The recipient holds the symmetric key sym labelled label. The Salt field of the SymmetricKeyCapsule structure provides the random number salt generated by the sender.

This information is used for computing the KEK just as described above with reference to encryption.

7.4 FMK encryption and decryption

The FMK is encrypted using the XOR operation.

The FMK assumes that the KEK and FMK are of equal length, which can be ensured by using the HKDF key derivation method.

For FMK encryption, the XOR operation is applied bitwise to the corresponding bits in the FMK and the KEK.

For decryption, the XOR operation is applied bitwise to the corresponding bits in the cryptogram and the KEK.

7.5 Header authentication code

The header authentication code is computed with the HMAC algorithm, using the SHA-256 hash function.

The HHK (see section Key derivation) is used as the key.

HHK length must be at least equal to the output length of the used hash function, i.e. 256 bits.

\[ HMACValue_{header} \leftarrow HMAC_{SHA-256}(HHK, header) , \]

where header is the serialized header in the form it is added to the envelope.

Validation of the message authentication code requires computing the HHK from the parsed header, then computing a message authentication code for the serialized header read from the container and comparing the computed code with the message authentication code read from the container – the two values must be identical.

7.6 Payload assembly and encryption

NOTE: The section below describes the encryption of the payload as a byte array. The assembly of encrypted files into a single byte array is described in section Unencrypted payload.

For payload encryption, ChaCha20-Poly1305 AEAD encryption is used with the following parameters:

  • Key length: 256 bits
  • Nonce length: 96 bits
  • Authentication label length: 128 bits

CEK is used as the key.

The nonce (nonce) is always generated afresh, using a cryptographically secure random number generator (CSPRNG).

Additional data (additionalData) comprises a predetermined UTF-8 encoded string, the serialized header, and the header message authentication code.

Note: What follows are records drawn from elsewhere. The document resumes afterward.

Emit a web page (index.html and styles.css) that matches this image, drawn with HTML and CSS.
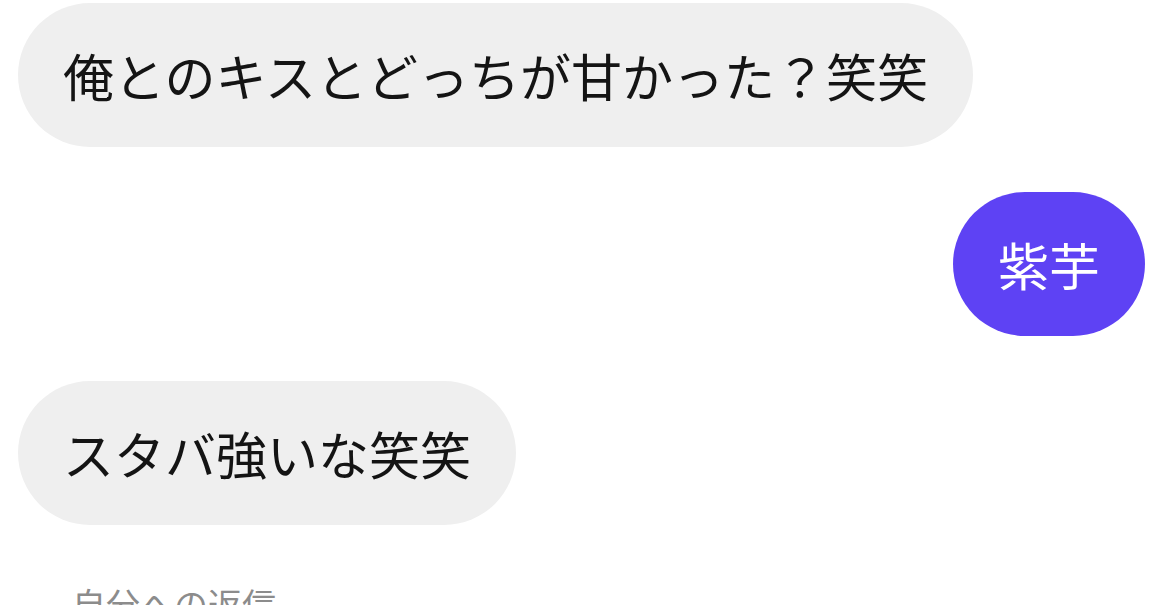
FILE: index.html
```html
<!DOCTYPE html>
<html lang="ja">

<head>
    <meta charset="UTF-8">
    <meta name="viewport" content="width=device-width, initial-scale=1.0">
    <title>Chat</title>
    <link rel="stylesheet" href="styles.css">
</head>

<body>
    <div class="chat">
        <div class="bubble received">俺とのキスとどっちが甘かった？笑笑</div>
        <div class="bubble sent">紫芋</div>
        <div class="bubble received">スタバ強いな笑笑</div>
        <div class="reply_label">自分への返信</div>
    </div>
</body>

</html>
```

FILE: styles.css
```css
* {
    margin: 0;
    padding: 0;
    box-sizing: border-box;
}

body {
    background: white;
    font-family: "Noto Sans CJK JP", "Noto Sans", sans-serif;
    overflow: hidden;
}

.chat {
    display: flex;
    flex-flow: column;
    align-items: flex-start;
    gap: 45px;
    padding: 3px 24px 0 18px;
}

.bubble {
    padding: 36px 45px;
    font-size: 51px;
    line-height: 72px;
    border-radius: 72px;
    white-space: nowrap;
}

.received {
    background: rgb(239, 239, 239);
    color: rgb(20, 20, 20);
}

.sent {
    align-self: flex-end;
    background: rgb(94, 66, 244);
    color: white;
}

.reply_label {
    margin-top: 13px;
    padding-left: 54px;
    font-size: 34px;
    line-height: 41px;
    color: rgb(140, 140, 140);
}
```
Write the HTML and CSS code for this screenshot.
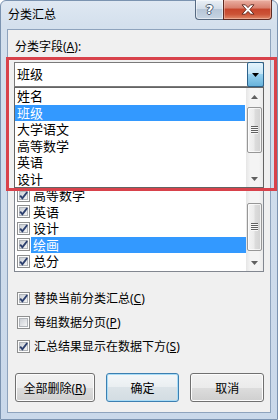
FILE: index.html
```html
<!DOCTYPE html>
<html lang="zh-CN">
<head>
    <meta charset="UTF-8">
    <title>分类汇总</title>
    <link rel="stylesheet" href="styles.css">
</head>
<body>
    <svg class="defs" width="0" height="0">
        <defs>
            <linearGradient id="cbFill" x1="0" y1="0" x2="1" y2="1">
                <stop offset="0" stop-color="#c9cdd3"/>
                <stop offset="1" stop-color="#f7f7f7"/>
            </linearGradient>
            <symbol id="cbOff" viewBox="0 0 13 13">
                <rect x="0.5" y="0.5" width="12" height="12" fill="#fdfdfd" stroke="#8e8f8f"/>
                <rect x="2.5" y="2.5" width="8" height="8" fill="url(#cbFill)" stroke="#b1b5ba"/>
            </symbol>
            <symbol id="cbOn" viewBox="0 0 13 13">
                <rect x="0.5" y="0.5" width="12" height="12" fill="#fdfdfd" stroke="#8e8f8f"/>
                <rect x="2.5" y="2.5" width="8" height="8" fill="url(#cbFill)" stroke="#b1b5ba"/>
                <path d="M3.2 6.6 L5.4 9.3 L10.2 3" fill="none" stroke="#2c3f6e" stroke-width="1.9"/>
            </symbol>
        </defs>
    </svg>

    <div class="window">
        <div class="titlebar">
            <span class="title">分类汇总</span>
            <div class="caption">
                <div class="cap-btn help">?</div>
                <div class="cap-btn close">
                    <svg width="14" height="11" viewBox="0 0 14 11">
                        <path d="M1 .8h3.4L7 3.6 9.6.8H13L8.9 5.5 13 10.2H9.6L7 7.4 4.4 10.2H1l4.1-4.7z" fill="#fff" stroke="#5a2118" stroke-width=".9" stroke-linejoin="round"/>
                    </svg>
                </div>
            </div>
        </div>

        <div class="client">
            <div class="label">分类字段(<u>A</u>):</div>

            <div class="field">
                <div class="combo">
                    <span class="combo-text">班级</span>
                    <div class="combo-btn">
                        <svg width="7" height="4" viewBox="0 0 7 4"><path d="M0 0h7L3.5 4z" fill="#000"/></svg>
                    </div>
                </div>
                <div class="droplist">
                    <ul class="items">
                        <li>姓名</li>
                        <li class="sel">班级</li>
                        <li>大学语文</li>
                        <li>高等数学</li>
                        <li>英语</li>
                        <li>设计</li>
                    </ul>
                    <div class="scrollbar">
                        <div class="arrow"><svg width="7" height="4" viewBox="0 0 7 4"><path d="M0 4h7L3.5 0z" fill="#606060"/></svg></div>
                        <div class="thumb drop-thumb"><span class="grip"></span></div>
                        <div class="track"></div>
                        <div class="arrow"><svg width="7" height="4" viewBox="0 0 7 4"><path d="M0 0h7L3.5 4z" fill="#606060"/></svg></div>
                    </div>
                </div>
                <div class="mark"></div>
            </div>

            <div class="listbox">
                <ul class="checklist">
                    <li><svg class="cb"><use href="#cbOn"/></svg><span>高等数学</span></li>
                    <li><svg class="cb"><use href="#cbOn"/></svg><span>英语</span></li>
                    <li><svg class="cb"><use href="#cbOn"/></svg><span>设计</span></li>
                    <li class="sel"><svg class="cb"><use href="#cbOn"/></svg><span>绘画</span></li>
                    <li><svg class="cb"><use href="#cbOn"/></svg><span>总分</span></li>
                </ul>
                <div class="scrollbar">
                    <div class="track"></div>
                    <div class="thumb list-thumb"><span class="grip"></span></div>
                    <div class="arrow"><svg width="7" height="4" viewBox="0 0 7 4"><path d="M0 0h7L3.5 4z" fill="#606060"/></svg></div>
                </div>
            </div>

            <div class="options">
                <label class="option"><svg class="cb"><use href="#cbOn"/></svg><span>替换当前分类汇总(<u>C</u>)</span></label>
                <label class="option"><svg class="cb"><use href="#cbOff"/></svg><span>每组数据分页(<u>P</u>)</span></label>
                <label class="option"><svg class="cb"><use href="#cbOn"/></svg><span>汇总结果显示在数据下方(<u>S</u>)</span></label>
            </div>

            <div class="buttons">
                <button class="btn wide">全部删除(<u>R</u>)</button>
                <button class="btn default">确定</button>
                <button class="btn">取消</button>
            </div>
        </div>
    </div>
</body>
</html>
```

FILE: styles.css
```css
* {
    box-sizing: border-box;
}

body {
    margin: 0;
    font-family: "Noto Sans", "Noto Sans CJK SC", sans-serif;
    font-size: 12px;
    color: #000;
    background: #fff;
}

.defs {
    display: block;
    width: 0;
    height: 0;
}

u {
    text-decoration: underline;
    text-underline-offset: 1px;
}

/* 窗口外框 */
.window {
    width: 278px;
    height: 420px;
    display: flex;
    flex-direction: column;
    padding: 0 6px 6px;
    border: 1px solid #7b93b0;
    border-radius: 6px 6px 0 0;
    background: linear-gradient(180deg, #dfe8f2 0%, #d4e0ed 24px, #c9d8ea 100%);
}

.titlebar {
    height: 28px;
    display: flex;
    justify-content: space-between;
    align-items: flex-start;
}

.title {
    padding: 6px 0 0 1px;
    line-height: 16px;
    font-size: 12px;
}

.caption {
    display: flex;
    margin: -1px -1px 0 0;
}

.cap-btn {
    height: 20px;
    display: flex;
    align-items: center;
    justify-content: center;
    border: 1px solid #566a82;
    border-top: none;
}

.help {
    width: 28px;
    border-right: none;
    border-radius: 0 0 0 4px;
    background: linear-gradient(180deg, #eaf0f6 0%, #d3dde8 45%, #b7c6d7 50%, #c6d4e3 100%);
    box-shadow: inset 0 0 0 1px rgba(255, 255, 255, 0.5);
    color: #fff;
    font-family: "DejaVu Sans", sans-serif;
    font-size: 13px;
    font-weight: bold;
    line-height: 1;
    text-shadow: 1px 0 #4a5a70, -1px 0 #4a5a70, 0 1px #4a5a70, 0 -1px #4a5a70;
}

.close {
    width: 49px;
    border-color: #5e2a22;
    border-radius: 0 0 4px 0;
    background: linear-gradient(180deg, #eab0a3 0%, #d98270 40%, #c7462c 50%, #cc5337 75%, #e08a6a 100%);
    box-shadow: inset 0 0 0 1px rgba(255, 220, 210, 0.4);
}

/* 客户区 */
.client {
    flex: 1;
    padding: 9px 6px 0;
    border: 1px solid #8ea3bd;
    background: #f0f0f0;
}

.label {
    padding-left: 1px;
    line-height: 16px;
}

.field {
    position: relative;
    z-index: 2;
    margin-top: 7px;
}

.combo {
    height: 25px;
    display: flex;
    border: 1px solid #7a7a7a;
    background: #fff;
}

.combo-text {
    flex: 1;
    padding-left: 2px;
    line-height: 23px;
    font-size: 13px;
}

.combo-btn {
    width: 17px;
    margin: -1px -1px -1px 0;
    display: flex;
    align-items: center;
    justify-content: center;
    border: 1px solid #2c628b;
    border-radius: 2px;
    background: linear-gradient(180deg, #e5f4fc 0%, #c4e5f6 50%, #98d1ef 50%, #68b3db 100%);
}

.droplist {
    height: 101px;
    display: flex;
    border: 1px solid #646464;
    background: #fff;
}

.items,
.checklist {
    flex: 1;
    margin: 0;
    padding: 0;
    list-style: none;
    font-size: 13px;
}

.items li {
    height: 16.5px;
    padding-left: 2px;
    line-height: 16.5px;
}

.items li.sel {
    margin-right: 1px;
    background: #3399ff;
    color: #fff;
}

/* 红色标注框 */
.mark {
    position: absolute;
    top: -5px;
    left: -8px;
    right: -13px;
    bottom: -3px;
    border: 3px solid #d8424b;
    pointer-events: none;
}

/* 滚动条 */
.scrollbar {
    width: 17px;
    display: flex;
    flex-direction: column;
    background: linear-gradient(90deg, #e6e6e6 0%, #f4f4f4 25%, #f4f4f4 75%, #ebebeb 100%);
}

.arrow {
    height: 17px;
    display: flex;
    align-items: center;
    justify-content: center;
}

.track {
    flex: 1;
}

.thumb {
    margin: 0 1px;
    display: flex;
    align-items: center;
    justify-content: center;
    border: 1px solid #979797;
    border-radius: 2px;
    background: linear-gradient(90deg, #f4f4f4 0%, #ececec 45%, #dcdcdc 55%, #d2d2d2 100%);
    box-shadow: inset 0 0 0 1px rgba(255, 255, 255, 0.7);
}

.drop-thumb {
    height: 46px;
    margin-top: 2px;
}

.list-thumb {
    height: 48px;
    margin-bottom: 3px;
}

.grip {
    width: 7px;
    height: 8px;
    background: repeating-linear-gradient(180deg, #606060 0, #606060 1px, #f8f8f8 1px, #f8f8f8 2px);
}

/* 汇总项列表 */
.listbox {
    height: 84px;
    display: flex;
    overflow: hidden;
    border: 1px solid #828790;
    background: #fff;
}

.checklist {
    margin-top: -2px;
}

.checklist li {
    height: 16.5px;
    display: flex;
    align-items: center;
    padding-left: 2px;
}

.checklist span {
    flex: 1;
    height: 100%;
    margin-left: 1px;
    padding-left: 2px;
    line-height: 16.5px;
}

.checklist li.sel span {
    background: #3399ff;
    color: #fff;
}

.cb {
    width: 13px;
    height: 13px;
    flex: none;
}

/* 复选项 */
.options {
    margin-top: 18px;
    display: flex;
    flex-direction: column;
    gap: 7px;
}

.option {
    height: 17px;
    display: flex;
    align-items: center;
    gap: 4px;
    padding-left: 3px;
    line-height: 17px;
}

/* 底部按钮 */
.buttons {
    margin-top: 18px;
    display: flex;
    gap: 11px;
    padding-left: 1px;
}

.btn {
    width: 74px;
    height: 29px;
    padding: 0;
    font-family: inherit;
    font-size: 12px;
    color: #000;
    border: 1px solid #707070;
    border-radius: 3px;
    background: linear-gradient(180deg, #f2f2f2 0%, #ebebeb 50%, #dddddd 50%, #cfcfcf 100%);
    box-shadow: inset 0 0 0 1px #fcfcfc;
}

.btn.wide {
    width: 80px;
}

.btn.default {
    border-color: #3c7fb1;
    background: linear-gradient(180deg, #f4f7f9 0%, #e9eef1 50%, #dbe3e8 50%, #d3dce2 100%);
    box-shadow: inset 0 0 0 1px #a9dcf6;
}
```
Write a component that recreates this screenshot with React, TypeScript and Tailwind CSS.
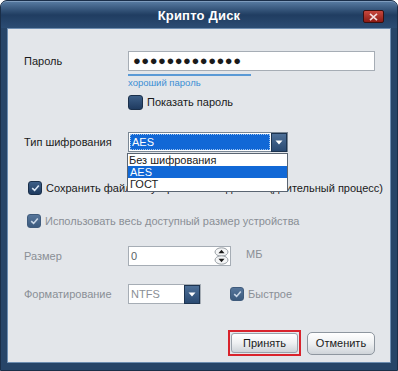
import React from "react";

function Check({ checked = true, disabled = false }: { checked?: boolean; disabled?: boolean }) {
  return (
    <div
      className={`w-[14px] h-[14px] rounded-[3px] border flex items-center justify-center shrink-0 ${
        disabled
          ? "border-[#3f5b7c] bg-gradient-to-b from-[#56759a] to-[#3b5a7e]"
          : "border-[#1a2f4a] bg-gradient-to-b from-[#3d5f88] to-[#1f3b60]"
      }`}
    >
      {checked && (
        <svg width="9" height="8" viewBox="0 0 9 8">
          <path d="M1.2 4.2 L3.6 6.4 L7.8 1.4" fill="none" stroke={disabled ? "#c9d6e6" : "#dbe7f5"} strokeWidth="1.6" />
        </svg>
      )}
    </div>
  );
}

function DropBtn() {
  return (
    <div className="w-[16px] h-[19px] bg-gradient-to-b from-[#4d6f97] to-[#2a4a72] border border-[#1d3450] flex items-center justify-center shrink-0">
      <svg width="8" height="5" viewBox="0 0 8 5">
        <path d="M0.5 0.5 L7.5 0.5 L4 4.5 Z" fill="#ffffff" />
      </svg>
    </div>
  );
}

export default function App() {
  return (
    <div className="w-[398px] h-[371px] font-['Liberation_Sans',sans-serif] text-[11px] text-[#1a1a1a] bg-white">
      <div className="w-[398px] h-[371px] rounded-t-[7px] bg-[#274568] border border-[#1a2e48] flex flex-col">
        {/* title bar */}
        <div className="h-[27px] relative flex items-center justify-center rounded-t-[6px] bg-gradient-to-b from-[#56799f] via-[#203d61] to-[#2b4c73] border-t border-[#7e9cbd]">
          <span className="text-white font-bold text-[13px] tracking-[0.2px] mt-[1px]">Крипто Диск</span>
          <div className="absolute right-[13px] top-[8px] w-[21px] h-[13px] rounded-[2px] border border-[#3a1010] bg-gradient-to-b from-[#c8483e] to-[#8c1a14] flex items-center justify-center">
            <svg width="9" height="8" viewBox="0 0 9 8">
              <path d="M1 0.8 L8 7.2 M8 0.8 L1 7.2" stroke="#f3dede" strokeWidth="1.6" />
            </svg>
          </div>
        </div>
        {/* content */}
        <div className="flex-1 mx-[6px] mb-[7px] bg-[#e3e6ea] border border-[#6d8db0] relative flex flex-col pl-[16px] pr-[15px]">
          {/* password */}
          <div className="flex items-center mt-[22px] h-[20px]">
            <div className="w-[104px]">Пароль</div>
            <div className="flex-1 h-[20px] bg-white border border-[#a6adb5] flex items-center px-[4px]">
              <span className="text-[13px] tracking-[0.5px] leading-none mt-[-2px]">●●●●●●●●●●●●●</span>
            </div>
          </div>
          <div className="ml-[104px] mt-[3px] w-[123px] h-[2px] bg-[#5a9ad6]" />
          <div className="ml-[104px] mt-[1px] text-[9.5px] text-[#3b8ed4] leading-[12px]">хороший пароль</div>
          <div className="ml-[104px] mt-[6px] flex items-center gap-[4px] h-[15px]">
            <div className="w-[15px] h-[15px] rounded-[3px] border border-[#1a2f4a] bg-gradient-to-b from-[#3d5f88] to-[#1f3b60]" />
            <span>Показать пароль</span>
          </div>
          {/* encryption type */}
          <div className="flex items-center mt-[22px] h-[20px] relative">
            <div className="w-[104px]">Тип шифрования</div>
            <div className="w-[160px] h-[20px] flex border border-[#7a8794]">
              <div className="flex-1 bg-white p-[1px]">
                <div className="h-full bg-[#1168d6] text-white flex items-center px-[1px] border border-dotted border-[#9cc3f0]">AES</div>
              </div>
              <DropBtn />
            </div>
            {/* open list */}
            <div className="absolute left-[103px] top-[21px] w-[161px] bg-white border border-[#5a6572] z-10 flex flex-col">
              <div className="h-[12px] leading-[12px] px-[1px]">Без шифрования</div>
              <div className="h-[12px] leading-[12px] px-[2px] bg-[#1168d6] text-white">AES</div>
              <div className="h-[12px] leading-[12px] px-[2px] mb-[1px]">ГОСТ</div>
            </div>
          </div>
          <div className="flex items-center gap-[4px] mt-[29px] ml-[4px] h-[14px]">
            <Check />
            <span className="whitespace-nowrap">Сохранить файлы с устройства на диск ПК (длительный процесс)</span>
          </div>
          <div className="flex items-center gap-[4px] mt-[19px] ml-[3px] h-[14px] text-[#8a8f96]">
            <Check disabled />
            <span className="whitespace-nowrap">Использовать весь доступный размер устройства</span>
          </div>
          {/* size */}
          <div className="flex items-center mt-[18px] h-[20px] text-[#8a8f96]">
            <div className="w-[104px]">Размер</div>
            <div className="w-[103px] h-[20px] bg-white border border-[#a6adb5] flex items-center pl-[2px] pr-[1px]">
              <span className="flex-1 text-[#5a5f66]">0</span>
              <svg width="15" height="18" viewBox="0 0 15 18">
                <ellipse cx="7.5" cy="5" rx="6.5" ry="4.2" fill="#f4f5f6" stroke="#9aa0a6" />
                <ellipse cx="7.5" cy="13" rx="6.5" ry="4.2" fill="#f4f5f6" stroke="#9aa0a6" />
                <path d="M4.5 6.3 L10.5 6.3 L7.5 2.8 Z" fill="#1a1a1a" />
                <path d="M4.5 11.7 L10.5 11.7 L7.5 15.2 Z" fill="#1a1a1a" />
              </svg>
            </div>
            <span className="ml-[15px] mt-[-4px]">МБ</span>
          </div>
          {/* format */}
          <div className="flex items-center mt-[18px] h-[20px] text-[#8a8f96]">
            <div className="w-[104px]">Форматирование</div>
            <div className="w-[73px] h-[20px] flex border border-[#a6adb5]">
              <div className="flex-1 bg-white flex items-center px-[2px]">NTFS</div>
              <DropBtn />
            </div>
            <div className="ml-[29px] flex items-center gap-[4px]">
              <Check disabled />
              <span>Быстрое</span>
            </div>
          </div>
          {/* buttons */}
          <div className="mt-auto mb-[6px] flex justify-end items-center gap-[6px]">
            <div className="border-2 border-[#d9232c] p-[1px]">
              <div className="w-[67px] h-[20px] rounded-[3px] border border-[#9aa2ab] bg-gradient-to-b from-[#ffffff] via-[#eef0f2] to-[#cfd4d9] flex items-center justify-center text-[#1a1a1a]">
                Принять
              </div>
            </div>
            <div className="w-[68px] h-[23px] rounded-[5px] border border-[#8e969f] bg-gradient-to-b from-[#ffffff] via-[#eef0f2] to-[#cfd4d9] flex items-center justify-center">
              Отменить
            </div>
          </div>
        </div>
      </div>
    </div>
  );
}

\[ additionalData \leftarrow "CDOC20payload" \parallel header \parallel headerHMAC \]

Payload (payLoad) encryption is performed using the encryption function below, with an output length of plaintext payload length plus authentication label length.

\[ encryptedPayload \leftarrow encrypt_{cc20p1305}(CEK, nonce, payLoad, additionalData) \]

Decryption of the encrypted payload is performed using the decryption function below.

\[ payload \leftarrow decrypt_{cc20p1305}(CEK, nonce, encryptedPayLoad, additionalData) \]

When processing the payload in streaming mode, the plaintext will be handled before the decryption function has validated the authentication label. Requirements for plaintext processing and error handling are detailed in section Requirements for payload unpacking. It is critical to delete all files if authentication label validation fails.

The encrypted payload is serialized along with the nonce, as the nonce has to be transmitted to the recipient.

\[ serializedPayload \leftarrow nonce \parallel encryptedPayLoad \]

In the case of the format envelope, payload means an encrypted and serialized payload (serializedPayload). Nonce and other details have not been explicated in the description of the envelope as they depend on the encryption method employed.